The Barrie Lakeshores swept their Major Series Lacrosse regular-season series with the Brampton Excelsiors.
But, as the saying goes, that and a buck and a half will get you a cup of coffee, as the Lakeshores lost the first two games of their semifinal series with the Brampton Excelsiors over the Simcoe Day long weekend.
After a two-week layoff due to a bye earned by their second-place finish in the regular-season standings, the Lakeshores showed some ‘rink rust’ in a 7-6 Game 1 loss to the Excelsiors Friday night at the Barrie Molson Centre.
Despite outshooting Brampton 55-40 and having a two-goal third period lead, the Lakeshores gave up the winning goal with 32.5 seconds left in the third giving the Excelsiors a 1-0 lead in the best-of-seven series.
Going 0-7 with the man advantage didn’t help the Lakeshores, either.
Chad Culp led the Lakeshores’ attack with two goals, two assists. Luke Wiles added a goal and a pair of helpers. Sean Greenhalgh, Brian Holman and Bryan Kazarian also scored for Barrie.
The Lakeshores trailed 2-1 after one period and 4-2 after two, but seemed to come to life with four straight goals to start the third. That is when the Excelsiors picked themselves off the BMC turf, dusted themselves off, and scored the next three goals for the come-from-behind win
Dan Teat and Jeff Shatler scored a pair each for Brampton, with Mike Kirk, Aaron Wilson and Blaine Manning netting singles.
Game two Sunday night didn’t go much better for Barrie.
Ahead by two goals midway through the second, the Excelsiors scored four straight to win 7-5 and go up 2-0 in the best-of-seven series.
Lakeshores Head Coach Lindsay Sanderson didn’t hide his disappointment after Sunday’s game.
“We wanted to finish up in the top two so we could get that home floor advantage and we’ve pissed that away,” he said, adding “Both game were both winnable by us, we had leads in both games which we gave up.”
Mark Steenhuis led the way for Barrie with a hat trick and an assist. Luke Wiles and Nathan Sanderson also scored for the Lakeshores who got off to fast start but fizzled.

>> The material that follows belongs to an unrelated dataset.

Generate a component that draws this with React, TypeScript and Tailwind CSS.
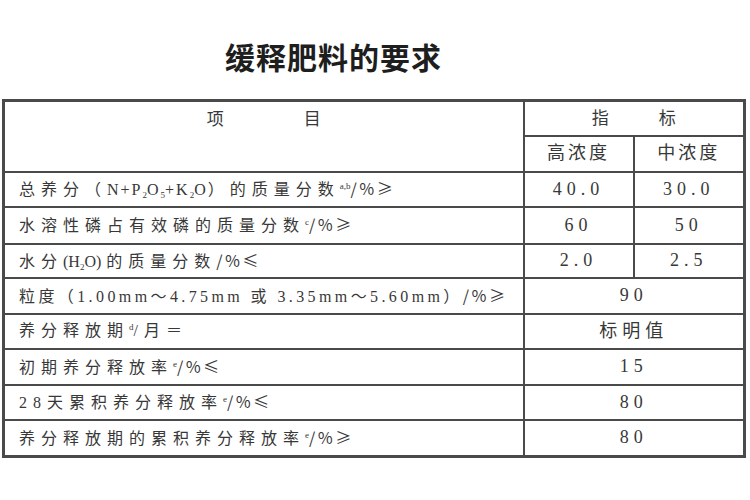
const serif = "font-['Liberation_Serif','Noto_Sans_CJK_SC',serif]";

type Row = {
  label: React.ReactNode;
  h: string;
  track?: string;
  values: string[];
};

const Sup = ({ children }: { children: React.ReactNode }) => (
  <span className="relative -top-[6px] text-[9px] tracking-normal">{children}</span>
);
const Sub = ({ children }: { children: React.ReactNode }) => (
  <span className="relative top-[3px] text-[9px] tracking-normal">{children}</span>
);
// latin runs sit tighter than the spaced-out CJK text
const Tight = ({ children }: { children: React.ReactNode }) => (
  <span className="tracking-[2px]">{children}</span>
);
// unit suffix, e.g. /％≥
const Unit = ({ children }: { children: React.ReactNode }) => (
  <span className="tracking-[2px] font-['Noto_Sans_CJK_SC',sans-serif]">{children}</span>
);

const rows: Row[] = [
  {
    h: 'h-[35px]',
    label: (
      <>
        总养分（
        <Tight>
          N+P<Sub>2</Sub>O<Sub>5</Sub>+K<Sub>2</Sub>O
        </Tight>
        ）的质量分数<Sup>a,b</Sup>
        <Unit>/％≥</Unit>
      </>
    ),
    values: ['40.0', '30.0'],
  },
  {
    h: 'h-[37px]',
    label: (
      <>
        水溶性磷占有效磷的质量分数<Sup>c</Sup>
        <Unit>/％≥</Unit>
      </>
    ),
    values: ['60', '50'],
  },
  {
    h: 'h-[34px]',
    label: (
      <>
        水分
        <span className="tracking-normal mr-[5px]">
          (H<Sub>2</Sub>O)
        </span>
        的质量分数<Unit>/％≤</Unit>
      </>
    ),
    values: ['2.0', '2.5'],
  },
  {
    h: 'h-[36px]',
    track: 'tracking-[3.4px]',
    label: (
      <>
        粒度（1.00mm～4.75mm 或 3.35mm～5.60mm）<Unit>/％≥</Unit>
      </>
    ),
    values: ['90'],
  },
  {
    h: 'h-[35px]',
    label: (
      <>
        养分释放期<Sup>d</Sup>/月＝
      </>
    ),
    values: ['标明值'],
  },
  {
    h: 'h-[36px]',
    label: (
      <>
        初期养分释放率<Sup>e</Sup>
        <Unit>/％≤</Unit>
      </>
    ),
    values: ['15'],
  },
  {
    h: 'h-[35px]',
    label: (
      <>
        28天累积养分释放率<Sup>e</Sup>
        <Unit>/％≤</Unit>
      </>
    ),
    values: ['80'],
  },
  {
    h: 'h-[37px]',
    label: (
      <>
        养分释放期的累积养分释放率<Sup>e</Sup>
        <Unit>/％≥</Unit>
      </>
    ),
    values: ['80'],
  },
];

export default function App() {
  return (
    <div className={`w-[750px] h-[500px] bg-white text-[#383838] ${serif}`}>
      {/* Title */}
      <div className="h-[99px] pt-[41px] pl-[225px]">
        <h1 className="text-[30px] leading-[36px] font-bold tracking-[1px] text-[#1e1e1e]">缓释肥料的要求</h1>
      </div>

      <table className="ml-[2px] w-[741px] table-fixed border-collapse border-[3px] border-[#4a4a4a]">
        <colgroup>
          <col className="w-[520px]" />
          <col className="w-[110px]" />
          <col className="w-[111px]" />
        </colgroup>
        <tbody>
          <tr className="h-[35px]">
            <td rowSpan={2} className="border-[2px] border-[#4a4a4a] align-top pt-[5px]">
              <div className="flex justify-center gap-[80px] text-[17px]">
                <span>项</span>
                <span>目</span>
              </div>
            </td>
            <td colSpan={2} className="border-[2px] border-[#4a4a4a]">
              <div className="flex justify-center gap-[50px] text-[17px]">
                <span>指</span>
                <span>标</span>
              </div>
            </td>
          </tr>
          <tr className="h-[36px]">
            <td className="border-[2px] border-[#4a4a4a] text-center text-[18px] tracking-[3px]">高浓度</td>
            <td className="border-[2px] border-[#4a4a4a] text-center text-[18px] tracking-[3px]">中浓度</td>
          </tr>
          {rows.map((r, i) => (
            <tr key={i} className={r.h}>
              <td
                className={`border-[2px] border-[#4a4a4a] pl-[14px] text-[16px] whitespace-nowrap ${r.track ?? 'tracking-[6px]'}`}
              >
                {r.label}
              </td>
              {r.values.length === 2 ? (
                r.values.map((v, j) => (
                  <td key={j} className="border-[2px] border-[#4a4a4a] text-center text-[18px] tracking-[5px]">
                    {v}
                  </td>
                ))
              ) : (
                <td colSpan={2} className="border-[2px] border-[#4a4a4a] text-center text-[18px] tracking-[5px]">
                  {r.values[0]}
                </td>
              )}
            </tr>
          ))}
        </tbody>
      </table>
    </div>
  );
}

“We scored four goals in the first period and we get one in the last 40 minutes,” said a dissatisfied but not disheartened Sanderson. “You’re not going to win anything with that output.”
Teat scored a pair for Brampton, with Shatler, Josh Sanderson, Pat McCready, Mike Hominuck and Brodie Merrill adding singles.
The power play once again was a weak spot for the Lakeshores who went 1-7 in Game two with the man advantage and are now 1-14 on the power play for the series. They actually ran a goal deficit in game two being outscored 2-1 by Brampton with the Excelsiors occupying the penalty box.
Sanderson shook his head in his post-game interview when describing his team’s power-play performance saying simply, “we lost our man on a couple and it ended up in our net.”
The coach, looking for a silver lining to a dark playoff cloud summed up the weekend saying “we’ve lost both games but we have been right in them, right to the last second. We’ll build on that.”
Game three goes Wednesday night in Brampton at the Powerade Centre.